Любовница смерти (Акунин) - страница 70

Ну всё, пора, меня уже зовут.
Увидимся позднее – не мешайте:
Мне надо что-то вспомнить напоследок.
Но что? Но что?
Ума не приложу.
Все спуталися мысли. Всё, пора.
Что будет за последним окоемом,
Спешу узнать.
Вперед!
Царевич Смерть,
Приди в кроваво-красном облаченьи,
Подай мне руку, выведи на свет.
Где буду я стоять, простерши руки,
Как ангел, как судьба, как отраженье
Себя самой.
Другого – не дано.

Каковы прощальные слова! «Другого – не дано». Вам не страшно, господа? Мне – так очень.

«Московский курьер» 7 (20) сентября 1900 г.

1-ая страница

II. Из дневника Коломбины

Ребусы

"Все-таки мне ужасно повезло, что я уйду из жизни в год, являющий собою рубеж между старым и новым веком. Я словно бы заглянула в приоткрывшуюся щелку и не увидела там ничего, заслуживающего моего внимания настолько, чтобы открыть дверь и войти. Я остановлюсь на пороге, взмахну крыльями и улечу. Ну вас с вашими синематографами, самоходными экипажами и туниками a la grecque (по-моему, чудовищная пошлость). Живите в двадцатом веке без меня. Уйти и не обернуться – это красиво.

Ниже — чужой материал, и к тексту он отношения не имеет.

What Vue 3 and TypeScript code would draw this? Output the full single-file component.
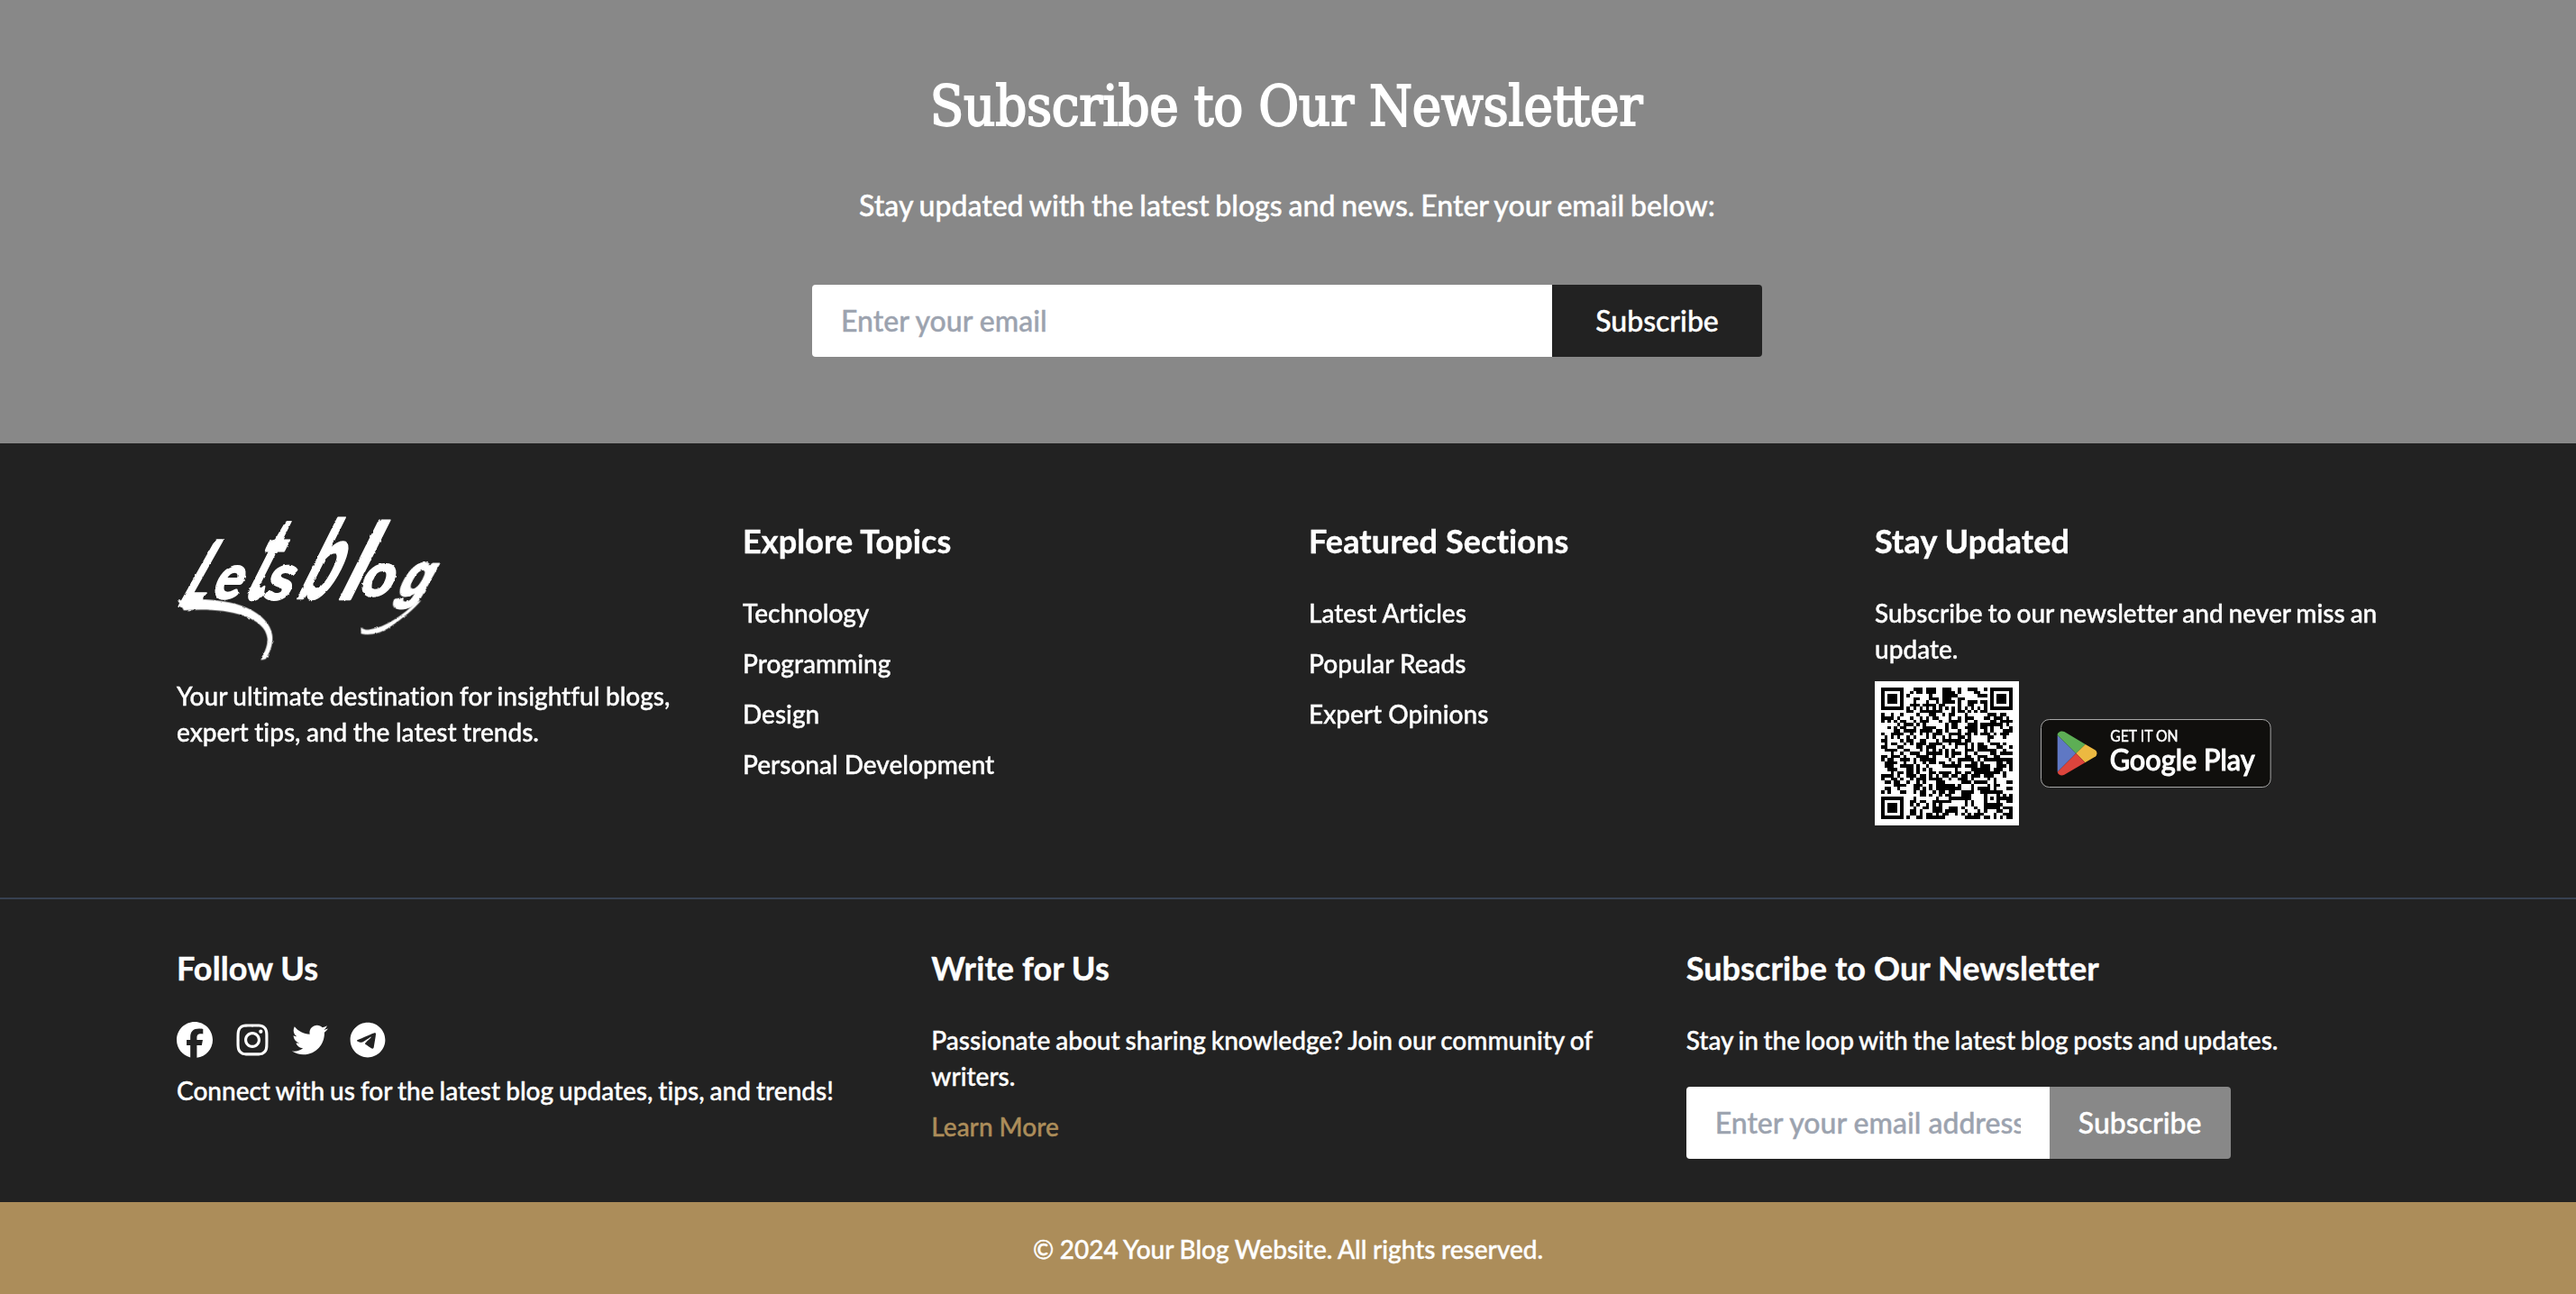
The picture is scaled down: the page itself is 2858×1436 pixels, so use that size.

Кстати о красоте. Наши очень много о ней рассуждают и даже возводят ее до высоты абсолютного мерила. Я, в сущности, придерживаюсь того же мнения, но тут вдруг задумалась: кто красивей, Просперо или Гэндзи? Они, конечно, очень разные, и каждый в своем роде эффектен. Девять женщин из десяти, вероятно, скажут, что Гэндзи «интереснее», да к тому же и много моложе (хотя он тоже сильно пожилой, лет сорок). А я без малейших колебаний предпочту Просперо, потому что он… значительнее. Когда я с Гэндзи, мне спокойно, ясно, иногда бывает и весело, но «трепет без конца» охватывает меня лишь в присутствии Дожа. В нем есть волшебство и тайна, и это весит побольше, чем внешняя красивость.

Хотя в Гэндзи, конечно, тоже немало загадочного. В течение нескольких дней он трижды сыграл со Смертью в рулетку (если считать первые два раза – на револьверном барабане) и остался жив! Поистине поразительна история с медицинской каретой, по случайности проезжавшей вдоль бульвара в тот самый момент, когда Гэндзи лишился чувств от отравленного вина!

Очевидно, все дело в том, что в этом человеке слишком много жизненной силы, а расходует он ее скупо, держит в себе.

Вчера заявил:

– Я не возьму в толк, Коломбина, с чего это вам белый свет так уж не мил? Вы молоды, здоровы, румяны, да и натурой вполне жизнерадостны, хоть и напускаете на себя инфернальность.

Я ужасно расстроилась. «Здорова, румяна» – и только? С другой стороны, как говорится, нечего на зеркало пенять. Он прав: мне не хватает утонченности и гибельности. И все же с его стороны говорить такое было очень неделикатно.